**AIM:**
Exactly as written, retype the listing below, omitting the pictures.

[start of DATA BLOCK]

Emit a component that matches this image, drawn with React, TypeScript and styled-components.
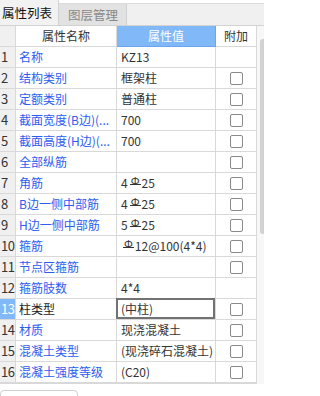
import React from "react";
import styled, { createGlobalStyle } from "styled-components";

interface iRow {
  name: string;
  value: string;
  rebar?: { before: string; after: string };
  check: boolean;
}

const rows: iRow[] = [
  { name: "名称", value: "KZ13", check: false },
  { name: "结构类别", value: "框架柱", check: true },
  { name: "定额类别", value: "普通柱", check: true },
  { name: "截面宽度(B边)(...", value: "700", check: true },
  { name: "截面高度(H边)(...", value: "700", check: true },
  { name: "全部纵筋", value: "", check: true },
  { name: "角筋", value: "", rebar: { before: "4", after: "25" }, check: true },
  { name: "B边一侧中部筋", value: "", rebar: { before: "4", after: "25" }, check: true },
  { name: "H边一侧中部筋", value: "", rebar: { before: "5", after: "25" }, check: true },
  { name: "箍筋", value: "", rebar: { before: "", after: "12@100(4*4)" }, check: true },
  { name: "节点区箍筋", value: "", check: true },
  { name: "箍筋肢数", value: "4*4", check: false },
  { name: "柱类型", value: "(中柱)", check: true },
  { name: "材质", value: "现浇混凝土", check: true },
  { name: "混凝土类型", value: "(现浇碎石混凝土)", check: true },
  { name: "混凝土强度等级", value: "(C20)", check: true },
];

const selected = 13;

const App: React.FC = () => {
  return (
    <>
      <GlobalStyle />
      <Panel>
        <TabBar>
          <Tab active>属性列表</Tab>
          <Tab>图层管理</Tab>
        </TabBar>
        <Body>
          <Grid>
            <Row>
              <NumCell />
              <HeadCell>属性名称</HeadCell>
              <HeadCell blue>属性值</HeadCell>
              <HeadCell>附加</HeadCell>
            </Row>
            {rows.map((r, i) => {
              const n = i + 1;
              const sel = n === selected;
              return (
                <Row key={n}>
                  <NumCell selected={sel}>{n}</NumCell>
                  <NameCell selected={sel}>{r.name}</NameCell>
                  <ValueCell focused={sel}>
                    {r.rebar ? (
                      <>
                        {r.rebar.before}
                        <Rebar>Φ</Rebar>
                        {r.rebar.after}
                      </>
                    ) : (
                      r.value
                    )}
                  </ValueCell>
                  <CheckCell>{r.check && <Box />}</CheckCell>
                </Row>
              );
            })}
          </Grid>
          <Track>
            <Thumb />
          </Track>
        </Body>
        <Footer>
          <FooterBox />
        </Footer>
      </Panel>
    </>
  );
};

export default App;

const GlobalStyle = createGlobalStyle`
  html, body {
    margin: 0;
    padding: 0;
    background: #ffffff;
    font-family: "Noto Sans CJK SC", "Noto Sans", sans-serif;
  }
`;

const Panel = styled.div`
  width: 264px;
  height: 396px;
  overflow: hidden;
  background: #ffffff;
  display: flex;
  flex-direction: column;
`;

const TabBar = styled.div`
  height: 21px;
  margin-top: 3px;
  display: flex;
  background: #f0f0f0;
  border-top: 1px solid #dadada;
  border-bottom: 1px solid #d2d2d2;
`;

const Tab = styled.div<{ active?: boolean }>`
  height: ${(p) => (p.active ? "25px" : "21px")};
  margin-top: ${(p) => (p.active ? "-4px" : "0")};
  display: flex;
  align-items: center;
  padding: ${(p) => (p.active ? "0 6px 0 2px" : "0 8px 0 9px")};
  font-size: 12.5px;
  color: ${(p) => (p.active ? "#111111" : "#888888")};
  background: ${(p) => (p.active ? "#f2f2f2" : "#e2e2e2")};
  border-right: 1px solid #d2d2d2;
  box-sizing: border-box;
`;

const Body = styled.div`
  display: flex;
`;

const Grid = styled.div`
  width: 257px;
  display: flex;
  flex-direction: column;
  border-bottom: 1px solid #d8d8d8;
`;

const Row = styled.div`
  display: grid;
  grid-template-columns: 16px 101px 99px 41px;
  height: 21px;
`;

const Cell = styled.div`
  box-sizing: border-box;
  height: 21px;
  border-right: 1px solid #d9d9d9;
  border-bottom: 1px solid #d9d9d9;
  font-size: 12px;
  line-height: 20px;
  white-space: nowrap;
  overflow: hidden;
`;

const NumCell = styled(Cell)<{ selected?: boolean }>`
  background: ${(p) => (p.selected ? "#80b8f8" : "#f0f0f0")};
  color: ${(p) => (p.selected ? "#ffffff" : "#333333")};
  font-size: 13px;
  letter-spacing: -0.5px;
  padding-left: 1px;
`;

const HeadCell = styled(Cell)<{ blue?: boolean }>`
  text-align: center;
  background: ${(p) => (p.blue ? "#80b8f8" : "#ffffff")};
  color: ${(p) => (p.blue ? "#ffffff" : "#333333")};
  border-color: ${(p) => (p.blue ? "#6aa6ef" : "#d9d9d9")};
`;

const NameCell = styled(Cell)<{ selected?: boolean }>`
  padding-left: 3px;
  color: ${(p) => (p.selected ? "#1a1a1a" : "#2c5cf0")};
`;

const ValueCell = styled(Cell)<{ focused?: boolean }>`
  padding-left: 4px;
  color: #333333;
  ${(p) =>
    p.focused &&
    `
    overflow: visible;
    position: relative;
    box-shadow: inset 0 0 0 2px #727272;
    margin-top: -1px;
    height: 22px;
    line-height: 22px;
    margin-left: -1px;
    padding-left: 5px;
  `}
`;

const Rebar = styled.span`
  display: inline-block;
  font-size: 11px;
  line-height: 8px;
  height: 8px;
  padding: 0 1px;
  margin: 0 1px 0 2px;
  border-bottom: 1px solid #333333;
  vertical-align: 3px;
`;

const CheckCell = styled(Cell)`
  display: flex;
  align-items: center;
  justify-content: center;
`;

const Box = styled.div`
  width: 13px;
  height: 13px;
  box-sizing: border-box;
  border: 1px solid #8a8a8a;
  border-radius: 2px;
  background: #ffffff;
`;

const Track = styled.div`
  flex: 1;
  background: #f7f7f7;
  padding-top: 13px;
  padding-left: 3px;
`;

const Thumb = styled.div`
  height: 195px;
  background: #d2d2d2;
  border-radius: 3px 0 0 3px;
`;

const Footer = styled.div`
  padding-top: 6px;
`;

const FooterBox = styled.div`
  width: 78px;
  height: 14px;
  box-sizing: border-box;
  border: 1px solid #cfcfcf;
  border-radius: 4px;
`;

[end of DATA BLOCK]

**IN RESPONSE:**
Emit a component that matches this image, drawn with React, TypeScript and styled-components.
import React from "react";
import styled, { createGlobalStyle } from "styled-components";

interface iRow {
  name: string;
  value: string;
  rebar?: { before: string; after: string };
  check: boolean;
}

const rows: iRow[] = [
  { name: "名称", value: "KZ13", check: false },
  { name: "结构类别", value: "框架柱", check: true },
  { name: "定额类别", value: "普通柱", check: true },
  { name: "截面宽度(B边)(...", value: "700", check: true },
  { name: "截面高度(H边)(...", value: "700", check: true },
  { name: "全部纵筋", value: "", check: true },
  { name: "角筋", value: "", rebar: { before: "4", after: "25" }, check: true },
  { name: "B边一侧中部筋", value: "", rebar: { before: "4", after: "25" }, check: true },
  { name: "H边一侧中部筋", value: "", rebar: { before: "5", after: "25" }, check: true },
  { name: "箍筋", value: "", rebar: { before: "", after: "12@100(4*4)" }, check: true },
  { name: "节点区箍筋", value: "", check: true },
  { name: "箍筋肢数", value: "4*4", check: false },
  { name: "柱类型", value: "(中柱)", check: true },
  { name: "材质", value: "现浇混凝土", check: true },
  { name: "混凝土类型", value: "(现浇碎石混凝土)", check: true },
  { name: "混凝土强度等级", value: "(C20)", check: true },
];

const selected = 13;

const App: React.FC = () => {
  return (
    <>
      <GlobalStyle />
      <Panel>
        <TabBar>
          <Tab active>属性列表</Tab>
          <Tab>图层管理</Tab>
        </TabBar>
        <Body>
          <Grid>
            <Row>
              <NumCell />
              <HeadCell>属性名称</HeadCell>
              <HeadCell blue>属性值</HeadCell>
              <HeadCell>附加</HeadCell>
            </Row>
            {rows.map((r, i) => {
              const n = i + 1;
              const sel = n === selected;
              return (
                <Row key={n}>
                  <NumCell selected={sel}>{n}</NumCell>
                  <NameCell selected={sel}>{r.name}</NameCell>
                  <ValueCell focused={sel}>
                    {r.rebar ? (
                      <>
                        {r.rebar.before}
                        <Rebar>Φ</Rebar>
                        {r.rebar.after}
                      </>
                    ) : (
                      r.value
                    )}
                  </ValueCell>
                  <CheckCell>{r.check && <Box />}</CheckCell>
                </Row>
              );
            })}
          </Grid>
          <Track>
            <Thumb />
          </Track>
        </Body>
        <Footer>
          <FooterBox />
        </Footer>
      </Panel>
    </>
  );
};

export default App;

const GlobalStyle = createGlobalStyle`
  html, body {
    margin: 0;
    padding: 0;
    background: #ffffff;
    font-family: "Noto Sans CJK SC", "Noto Sans", sans-serif;
  }
`;

const Panel = styled.div`
  width: 264px;
  height: 396px;
  overflow: hidden;
  background: #ffffff;
  display: flex;
  flex-direction: column;
`;

const TabBar = styled.div`
  height: 21px;
  margin-top: 3px;
  display: flex;
  background: #f0f0f0;
  border-top: 1px solid #dadada;
  border-bottom: 1px solid #d2d2d2;
`;

const Tab = styled.div<{ active?: boolean }>`
  height: ${(p) => (p.active ? "25px" : "21px")};
  margin-top: ${(p) => (p.active ? "-4px" : "0")};
  display: flex;
  align-items: center;
  padding: ${(p) => (p.active ? "0 6px 0 2px" : "0 8px 0 9px")};
  font-size: 12.5px;
  color: ${(p) => (p.active ? "#111111" : "#888888")};
  background: ${(p) => (p.active ? "#f2f2f2" : "#e2e2e2")};
  border-right: 1px solid #d2d2d2;
  box-sizing: border-box;
`;

const Body = styled.div`
  display: flex;
`;

const Grid = styled.div`
  width: 257px;
  display: flex;
  flex-direction: column;
  border-bottom: 1px solid #d8d8d8;
`;

const Row = styled.div`
  display: grid;
  grid-template-columns: 16px 101px 99px 41px;
  height: 21px;
`;

const Cell = styled.div`
  box-sizing: border-box;
  height: 21px;
  border-right: 1px solid #d9d9d9;
  border-bottom: 1px solid #d9d9d9;
  font-size: 12px;
  line-height: 20px;
  white-space: nowrap;
  overflow: hidden;
`;

const NumCell = styled(Cell)<{ selected?: boolean }>`
  background: ${(p) => (p.selected ? "#80b8f8" : "#f0f0f0")};
  color: ${(p) => (p.selected ? "#ffffff" : "#333333")};
  font-size: 13px;
  letter-spacing: -0.5px;
  padding-left: 1px;
`;

const HeadCell = styled(Cell)<{ blue?: boolean }>`
  text-align: center;
  background: ${(p) => (p.blue ? "#80b8f8" : "#ffffff")};
  color: ${(p) => (p.blue ? "#ffffff" : "#333333")};
  border-color: ${(p) => (p.blue ? "#6aa6ef" : "#d9d9d9")};
`;

const NameCell = styled(Cell)<{ selected?: boolean }>`
  padding-left: 3px;
  color: ${(p) => (p.selected ? "#1a1a1a" : "#2c5cf0")};
`;

const ValueCell = styled(Cell)<{ focused?: boolean }>`
  padding-left: 4px;
  color: #333333;
  ${(p) =>
    p.focused &&
    `
    overflow: visible;
    position: relative;
    box-shadow: inset 0 0 0 2px #727272;
    margin-top: -1px;
    height: 22px;
    line-height: 22px;
    margin-left: -1px;
    padding-left: 5px;
  `}
`;

const Rebar = styled.span`
  display: inline-block;
  font-size: 11px;
  line-height: 8px;
  height: 8px;
  padding: 0 1px;
  margin: 0 1px 0 2px;
  border-bottom: 1px solid #333333;
  vertical-align: 3px;
`;

const CheckCell = styled(Cell)`
  display: flex;
  align-items: center;
  justify-content: center;
`;

const Box = styled.div`
  width: 13px;
  height: 13px;
  box-sizing: border-box;
  border: 1px solid #8a8a8a;
  border-radius: 2px;
  background: #ffffff;
`;

const Track = styled.div`
  flex: 1;
  background: #f7f7f7;
  padding-top: 13px;
  padding-left: 3px;
`;

const Thumb = styled.div`
  height: 195px;
  background: #d2d2d2;
  border-radius: 3px 0 0 3px;
`;

const Footer = styled.div`
  padding-top: 6px;
`;

const FooterBox = styled.div`
  width: 78px;
  height: 14px;
  box-sizing: border-box;
  border: 1px solid #cfcfcf;
  border-radius: 4px;
`;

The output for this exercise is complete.